Skandal um Eisenbahnminister

Besonders die im Juni eröffnete, 1300 Kilometer lange Hochgeschwindigkeitsstrecke zwischen Peking und Shanghai machte wegen technischer Probleme und auch Stromausfällen nach Blitzschlägen von sich reden. Reisende mussten erhebliche Verspätungen in Kauf nehmen oder Züge wechseln. Vor gut einer Woche musste sich ein Sprecher des Eisenbahnministeriums für die Unannehmlichkeiten entschuldigen.

Hintergrund der Debatte ist auch der Korruptionsskandal um Eisenbahnminister Liu Zhijun, der im Februar abgesetzt worden war. Bei der Auftragsvergabe für das Bahnnetz sollen der Minister und leitende Beamte mitkassiert haben. Allein in diesem Jahr sind Investitionen für die Bahn in Höhe von 700 Milliarden Yuan (75 Milliarden Euro) geplant.

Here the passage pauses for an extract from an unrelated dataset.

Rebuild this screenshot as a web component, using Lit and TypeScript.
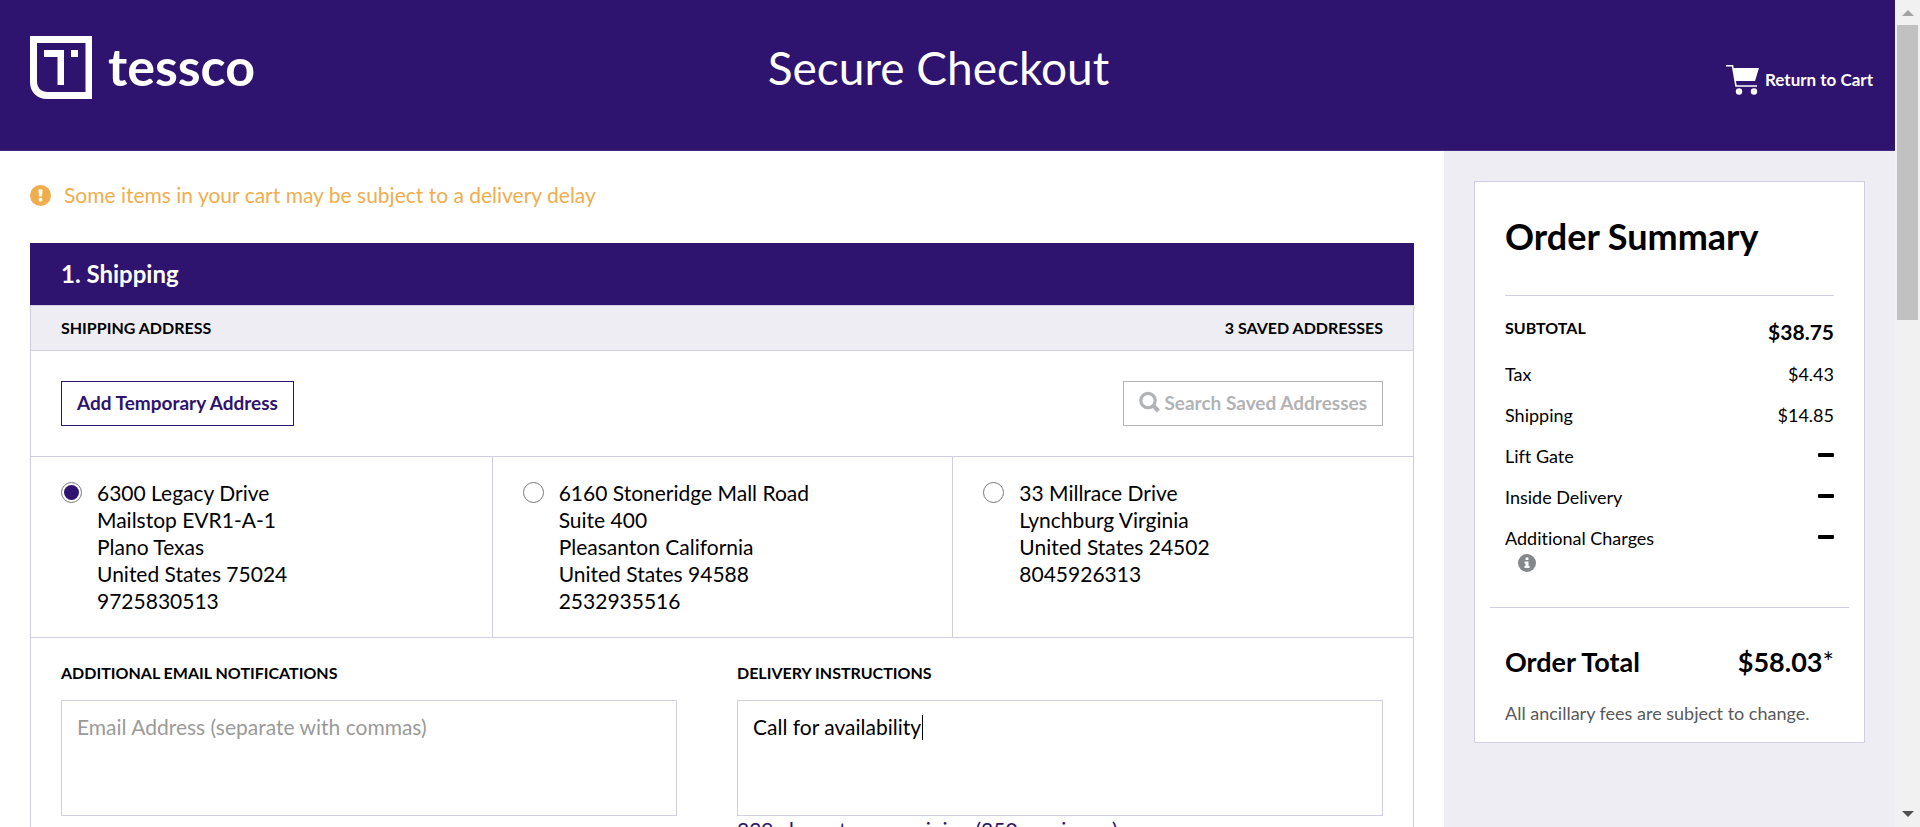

Nach der Ablösung des Ministers wurde entschieden, aus Sicherheitsgründen die Geschwindigkeit für die Strecke nach Shanghai von den geplanten 350 Stundenkilometern im ersten Jahr zunächst auf 300 zu drosseln. Die Fahrt von Peking dauert damit fünfeinhalb Stunden. Wegen der Anlaufprobleme und der hohen Fahrpreise sind viele enttäuschte Passagiere wieder auf Flugverbindungen umgestiegen. Weil die Auslastung zurückgeht, sollen von Montag an zunächst zwei Züge aus dem Fahrplan gestrichen werden.